Pick out every line with the word "React" and copy it.

### MATERIAL
_ _ _ _ _ _ _

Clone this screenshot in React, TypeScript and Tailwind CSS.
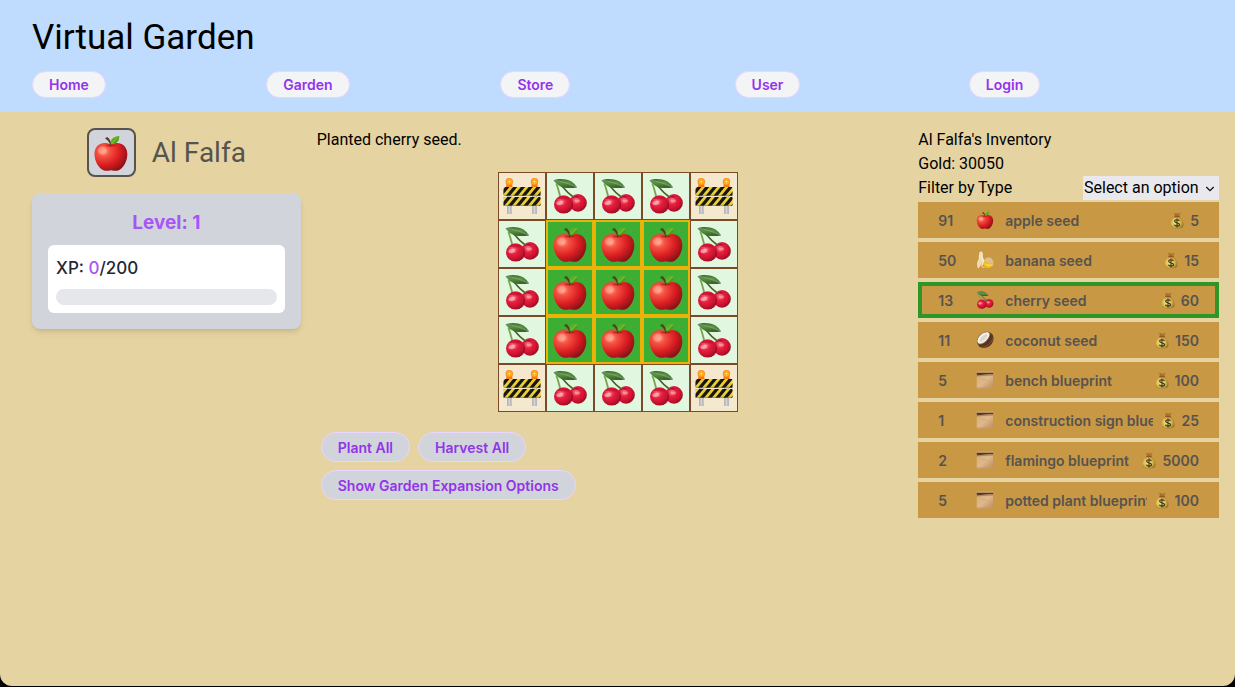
import React from "react";

type IconProps = { className?: string };

function Gradients() {
  return (
    <svg width="0" height="0" className="absolute" aria-hidden="true">
      <defs>
        <radialGradient id="apple" cx="0.28" cy="0.3" r="0.8">
          <stop offset="0" stopColor="#ff9d86" />
          <stop offset="0.25" stopColor="#f4503f" />
          <stop offset="0.6" stopColor="#dc1f22" />
          <stop offset="1" stopColor="#8a0f14" />
        </radialGradient>
        <radialGradient id="cherry" cx="0.38" cy="0.35" r="0.7">
          <stop offset="0" stopColor="#ff8094" />
          <stop offset="0.35" stopColor="#e8203f" />
          <stop offset="0.75" stopColor="#c8102f" />
          <stop offset="1" stopColor="#8f0a22" />
        </radialGradient>
        <linearGradient id="leaf" x1="0" y1="0" x2="1" y2="1">
          <stop offset="0" stopColor="#7cc52c" />
          <stop offset="1" stopColor="#2f8f10" />
        </linearGradient>
        <linearGradient id="cherryLeaf" x1="0" y1="0" x2="0.2" y2="1">
          <stop offset="0" stopColor="#3a6a2d" />
          <stop offset="0.5" stopColor="#5c8e47" />
          <stop offset="1" stopColor="#386529" />
        </linearGradient>
        <radialGradient id="lamp">
          <stop offset="0" stopColor="#fff3a0" />
          <stop offset="0.45" stopColor="#ffc02c" />
          <stop offset="1" stopColor="#ff8208" />
        </radialGradient>
        <linearGradient id="leg">
          <stop offset="0" stopColor="#aaaaaf" />
          <stop offset="0.5" stopColor="#d4d4d8" />
          <stop offset="1" stopColor="#a6a6ac" />
        </linearGradient>
        <linearGradient id="paper" x1="0" y1="0" x2="1" y2="1">
          <stop offset="0" stopColor="#d5ac7c" />
          <stop offset="0.5" stopColor="#dfba8c" />
          <stop offset="1" stopColor="#bb8a5b" />
        </linearGradient>
        <radialGradient id="bag" cx="0.42" cy="0.5" r="0.6">
          <stop offset="0" stopColor="#fbe886" />
          <stop offset="0.55" stopColor="#dfbd4e" />
          <stop offset="1" stopColor="#96722a" />
        </radialGradient>
      </defs>
    </svg>
  );
}

function Apple({ className }: IconProps) {
  return (
    <svg viewBox="0 0 36 36" className={className} aria-hidden="true">
      <path
        d="M18 9.6C21 7.8 25 7.3 28.5 9c4.2 2 6 6.3 5.8 11-.3 6-3.300 11.600-7 14.300-2.700 1.900-5.400 1.700-9.300.9-3.900.8-6.600 1-9.300-.9C5 31.600 1.900 26 1.500 20 1.200 15.300 3 11 7.200 9c3.600-1.700 7.800-1.200 10.800.6z"
        fill="url(#apple)"
      />
      <path d="M12.500 10c2.200 2.300 8.800 2.300 11.200 0-1.800-.8-3.800-.9-5.700.1-1.800-1-3.800-.9-5.500-.1z" fill="#a81716" opacity="0.7" />
      <ellipse cx="9.500" cy="15.500" rx="4.500" ry="4" fill="#ffc0ac" opacity="0.4" />
      <path d="M12 3.300l2.300-1.200c2.300 1.800 4 4.700 4.300 8.100l-1.500.2c-.6-3.200-2.400-5.400-5.100-7.100z" fill="#5b3822" />
      <path d="M17.600 8.800c-.4-5 2.900-7.300 8.600-7.900.3 5.200-2.700 8.300-8.600 7.900z" fill="url(#leaf)" />
      <path d="M18.500 8c2.500-1.500 4.600-3.300 6.300-5.500" stroke="#a7d957" strokeWidth="0.6" fill="none" />
    </svg>
  );
}

function Cherry({ className }: IconProps) {
  return (
    <svg viewBox="0 0 36 36" className={className} aria-hidden="true">
      <circle cx="26" cy="24.900" r="8.800" fill="url(#cherry)" />
      <path d="M4.300 5.500c2 4.700 2.800 9 4.200 14.500" stroke="#7ba551" strokeWidth="1.900" fill="none" />
      <path d="M9.500 7.500c3.600 4.500 7.300 8.500 13 12.500" stroke="#4a6427" strokeWidth="1.700" fill="none" />
      <ellipse cx="11.600" cy="26.400" rx="9.600" ry="9.200" fill="url(#cherry)" />
      <path d="M5.500 19.800c3.500-2.200 8-1.800 11.200.5-2.500 1.800-8.300 1.800-11.200-.5z" fill="#b00f2c" opacity="0.55" />
      <path d="M22 18.400c1.500-.8 4-.7 5.500.3-1 1.200-4.300 1.400-5.500-.3z" fill="#8d0b23" opacity="0.7" />
      <ellipse cx="7.800" cy="25" rx="3.400" ry="2" fill="#ffc1c9" opacity="0.65" transform="rotate(-12 7.800 25)" />
      <ellipse cx="25.500" cy="23" rx="2.600" ry="1.500" fill="#ffb2be" opacity="0.55" />
      <path d="M1.500 2.300C6.500.2 14.500.7 18.800 3c3.200 1.700 4.600 4.200 6.300 6.400-5.500 1-13 1-17.500-1.500C4.700 6.300 3.200 4.300 1.500 2.300z" fill="url(#cherryLeaf)" />
      <path d="M2.500 2.700C9 3 17 5.300 24.300 9" stroke="#91b67c" strokeWidth="0.700" fill="none" />
    </svg>
  );
}

const STRIPES = [-13, -5.2, 2.6, 10.4, 18.2, 26, 33.8];

function Board({ y, shift, clip }: { y: number; shift: number; clip: string }) {
  return (
    <g>
      <clipPath id={clip}>
        <rect x="0.500" y={y} width="37" height="8.700" rx="0.700" />
      </clipPath>
      <g clipPath={`url(#${clip})`}>
        <rect x="0" y={y} width="38" height="9" fill="#ecd02c" />
        {STRIPES.map((x) => (
          <path key={x} d={`M${x + shift} ${y + 9}l7.500 -9h4.200l-7.500 9z`} fill="#17150f" />
        ))}
        <rect x="0" y={y + 7.9} width="38" height="1" fill="#615216" opacity="0.6" />
      </g>
    </g>
  );
}

function Barrier({ className, id }: IconProps & { id: string }) {
  return (
    <svg viewBox="0 0 38 38" className={className} aria-hidden="true">
      {[6.300, 31.500].map((x) => (
        <g key={x}>
          <rect x={x - 2.3} y="17" width="4.600" height="20" fill="url(#leg)" />
          <path d={`M${x - 2.6} 6h5.200l.7 4.500h-6.600z`} fill="#fb741b" />
          <circle cx={x} cy="4.700" r="3.700" fill="url(#lamp)" />
          <circle cx={x} cy="4.600" r="1.500" fill="none" stroke="#f19a10" strokeWidth="0.600" />
        </g>
      ))}
      <Board y={10} shift={0} clip={`${id}-upper`} />
      <Board y={20} shift={2} clip={`${id}-lower`} />
    </svg>
  );
}

function Banana({ className }: IconProps) {
  return (
    <svg viewBox="0 0 36 36" className={className} aria-hidden="true">
      <path d="M16 19C22 8 34 12 35 24c.2 4-1 6-3 7-6-3-10-8-16-12z" fill="#dfbd91" />
      <path d="M14 20c5-3 8 2 10 4 3 2 7 0 10 0 1 6-5 10-11 10-6 .2-9-4-9-14z" fill="#f2bc20" />
      <path d="M17 24c4 3 10 5 16 2-3 6-13 5-16-2z" fill="#ffe260" />
      <path d="M7 3C9-.5 13 .5 13.500 5c.3 5-.5 9 3.500 14l-4 10-6-7C4.500 16 6 8 7 3z" fill="#f9edc9" />
      <path d="M10 4c-1 7-1 12 2 19" stroke="#dbc391" strokeWidth="1.200" fill="none" />
      <path d="M7 15c-5 4-6 10-4 18 1 2.500 3 1.800 4-.5 2-5 5-7 7-13z" fill="#eddbb9" />
      <path d="M12 21c-2 5 1 10 6 13-6 0-10-4-9-9z" fill="#e7cb99" />
    </svg>
  );
}

function Coconut({ className }: IconProps) {
  return (
    <svg viewBox="0 0 36 36" className={className} aria-hidden="true">
      <path d="M4 17C6 8 17 1 27 3c8 2 10 11 6 20-4 8-14 13-23 10C4 31 2 25 4 17z" fill="#583520" />
      <path d="M10 32c10 1 20-6 24-19M15 33c8-2 15-8 18-16" stroke="#83583a" strokeWidth="1.200" fill="none" />
      <path d="M2 18C4 8 17-1 26 2c6 3 1 15-7 21C10 30 0 29 2 18z" fill="#76502f" />
      <path d="M3 18C5.500 8.500 17 .500 25 3c5 2.500 0 13-7 18.500C10.500 27.500 1 26.500 3 18z" fill="#f7f3e8" />
      <path d="M7.500 18C10 11 17 5.500 22 6.500c3 2-1 9-6 13-5 4-10 3.500-8.500-1.500z" fill="#dbd8cd" />
      <path d="M9 19c3 2 9-2 13-9-2 8-10 14-13 9z" fill="#eeebe2" />
    </svg>
  );
}

function Scroll({ className }: IconProps) {
  return (
    <svg viewBox="0 0 36 36" className={className} aria-hidden="true">
      <path d="M1.500 5h32.500v29c-11 .5-21 0-32.500 1z" fill="url(#paper)" />
      <path d="M1.500 7h32.500v2.500c-11-.5-22 0-32.500 1.500z" fill="#8a623c" opacity="0.5" />
      <rect x="0.500" y="1" width="35" height="3" rx="1" fill="#d3aa7b" />
      <path d="M1 3.500h34l-1 3C23 6.500 12 7.500 2 8.500z" fill="#5a3b22" />
      <path d="M1.500 32.500c10 1 22-.5 33-1v3c-11 .5-22 1-33 1z" fill="#c99b69" />
      <path d="M8 14c4 5 11 2 18 8" stroke="#cfa576" strokeWidth="1.500" fill="none" />
    </svg>
  );
}

function MoneyBag({ className }: IconProps) {
  return (
    <svg viewBox="0 0 28 34" className={className} aria-hidden="true">
      <path d="M7 2c3-2 4 1 7 0 3 1 5-2 8 0-1 3-3 4-4 7h-8C9 6 7 5 7 2z" fill="#b78c39" />
      <path d="M10 3l2 5M14 2v6M19 3l-2 5" stroke="#735121" strokeWidth="1" />
      <path d="M9.500 9h9c5 4 8.500 10 8.500 16 0 6-4 8-13 8S1 31 1 25C1 19 4.500 13 9.500 9z" fill="url(#bag)" />
      <rect x="8.500" y="7.500" width="11" height="2.800" rx="1.400" fill="#9c4f28" />
      <path
        d="M18.800 17.700c-1-1.700-2.700-2.200-4.800-2.200-2.700 0-4.700 1.100-4.700 3.200 0 4.500 9.700 1.800 9.700 6.400 0 2.100-2 3.300-4.900 3.300-2.500 0-4.500-.8-5.300-2.900M14 13v18"
        stroke="#33351f"
        strokeWidth="2.200"
        fill="none"
      />
    </svg>
  );
}

const NAV = ["Home", "Garden", "Store", "User", "Login"];

type Item = { count: number; name: string; price: number; Icon: React.FC<IconProps> };

const ITEMS: Item[] = [
  { count: 91, name: "apple seed", price: 5, Icon: Apple },
  { count: 50, name: "banana seed", price: 15, Icon: Banana },
  { count: 13, name: "cherry seed", price: 60, Icon: Cherry },
  { count: 11, name: "coconut seed", price: 150, Icon: Coconut },
  { count: 5, name: "bench blueprint", price: 100, Icon: Scroll },
  { count: 1, name: "construction sign blueprint", price: 25, Icon: Scroll },
  { count: 2, name: "flamingo blueprint", price: 5000, Icon: Scroll },
  { count: 5, name: "potted plant blueprint", price: 100, Icon: Scroll },
];

const PLOTS = ["bcccb", "caaac", "caaac", "caaac", "bcccb"];

function Plot({ kind, id }: { kind: string; id: string }) {
  const base = "flex size-12 items-center justify-center";
  if (kind === "a") {
    return (
      <button aria-label="Apple, ready to harvest" className={`${base} border-2 border-[#eab308] bg-[#3dae34]`}>
        <Apple className="size-9" />
      </button>
    );
  }
  if (kind === "c") {
    return (
      <button aria-label="Cherry" className={`${base} border border-[#7c4a25] bg-[#e2f7e0]`}>
        <Cherry className="size-9" />
      </button>
    );
  }
  return (
    <button aria-label="Construction sign" className={`${base} border border-[#7c4a25] bg-[#f4e8cf]`}>
      <Barrier id={id} className="size-[38px]" />
    </button>
  );
}

function Action({ children }: { children: React.ReactNode }) {
  return (
    <button className="rounded-full border border-[#e9d5ff] bg-[#d1d5db] px-4 pt-[5px] pb-[3px] font-['Inter','Liberation_Sans',sans-serif] text-sm font-semibold text-[#9333ea]">
      {children}
    </button>
  );
}

export default function App() {
  return (
    <div className="flex min-h-screen flex-col bg-black pb-px font-['Roboto','Liberation_Sans',sans-serif] text-base text-black">
      <Gradients />
      <div className="flex grow flex-col overflow-hidden rounded-b-xl bg-[#e5d3a1]">
        <header className="bg-[#bfdbfe] px-8 pt-[18px] pb-[14px]">
          <h1 className="text-[35px] leading-10">Virtual Garden</h1>
          <nav className="mt-[13px] grid grid-cols-5">
            {NAV.map((label) => (
              <div key={label} className="flex">
                <a
                  href={`#${label.toLowerCase()}`}
                  className="rounded-full border border-[#e9d5ff] bg-[#f3f4f6] px-4 py-1 font-['Inter','Liberation_Sans',sans-serif] text-sm leading-[17px] font-semibold text-[#9333ea]"
                >
                  {label}
                </a>
              </div>
            ))}
          </nav>
        </header>

        <main className="flex px-4 py-4">
          <section className="w-1/4 px-4">
            <div className="flex items-center justify-center gap-4">
              <div className="flex size-[49px] items-center justify-center rounded-lg border-2 border-[#57534e] bg-[#d1d5db]">
                <Apple className="size-9" />
              </div>
              <h2 className="text-[28px] leading-9 text-[#57534e]">Al Falfa</h2>
            </div>
            <div className="mt-4 rounded-lg bg-[#d1d5db] p-4 font-['Inter','Liberation_Sans',sans-serif] shadow-md">
              <p className="text-center text-[19px] leading-7 font-bold text-[#a855f7]">Level: 1</p>
              <div className="mt-2 rounded-md bg-white p-2">
                <p className="pt-0.5 text-[17px] leading-[26px] font-medium text-[#1f2937]">
                  XP: <span className="text-[#a855f7]">0</span>/200
                </p>
                <div
                  role="progressbar"
                  aria-label="Experience"
                  aria-valuenow={0}
                  aria-valuemax={200}
                  className="mt-2 h-4 rounded-full bg-[#e5e7eb]"
                />
              </div>
            </div>
          </section>

          <section className="w-1/2">
            <p>Planted cherry seed.</p>
            <div className="mt-5 flex flex-col items-center">
              {PLOTS.map((row, r) => (
                <div key={r} className="flex">
                  {row.split("").map((kind, c) => (
                    <Plot key={c} kind={kind} id={`barrier-${r}-${c}`} />
                  ))}
                </div>
              ))}
            </div>
            <div className="mt-5 flex flex-col gap-2 px-1">
              <div className="flex gap-2">
                <Action>Plant All</Action>
                <Action>Harvest All</Action>
              </div>
              <div className="flex">
                <Action>Show Garden Expansion Options</Action>
              </div>
            </div>
          </section>

          <section className="w-1/4">
            <h2>Al Falfa's Inventory</h2>
            <p>Gold: 30050</p>
            <div className="flex justify-between">
              <label htmlFor="type-filter">Filter by Type</label>
              <div className="relative">
                <select id="type-filter" className="block h-6 w-[136px] appearance-none bg-[#e9e9ed] pl-px">
                  <option>Select an option</option>
                </select>
                <svg viewBox="0 0 10 10" className="pointer-events-none absolute top-2 right-1 size-[10px]" aria-hidden="true">
                  <path d="M1.300 3l3.700 3.700L8.700 3" stroke="#111" strokeWidth="1.300" fill="none" />
                </svg>
              </div>
            </div>
            <ul className="mt-0.5 flex flex-col gap-1 font-['Inter','Liberation_Sans',sans-serif]">
              {ITEMS.map(({ count, name, price, Icon }) => (
                <li key={name}>
                  <button
                    className={`flex h-9 w-full items-center border-4 px-4 text-left text-sm font-semibold text-[#57534e] bg-[#c89845] ${
                      name === "cherry seed" ? "border-[#2d9627]" : "border-[#c89845]"
                    }`}
                  >
                    <span className="w-[38px] shrink-0 pt-0.5">{count}</span>
                    <Icon className="size-[18px] shrink-0" />
                    <span className="ml-[11px] min-w-0 grow overflow-hidden pt-0.5 whitespace-nowrap">{name}</span>
                    <MoneyBag className="ml-2 h-[17px] w-[14px] shrink-0" />
                    <span className="ml-1.5 shrink-0 pt-0.5">{price}</span>
                  </button>
                </li>
              ))}
            </ul>
          </section>
        </main>
      </div>
    </div>
  );
}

_ _ _ _ _ _ _

### RESPONSE
Clone this screenshot in React, TypeScript and Tailwind CSS.
import React from "react";
type Item = { count: number; name: string; price: number; Icon: React.FC<IconProps> };
function Action({ children }: { children: React.ReactNode }) {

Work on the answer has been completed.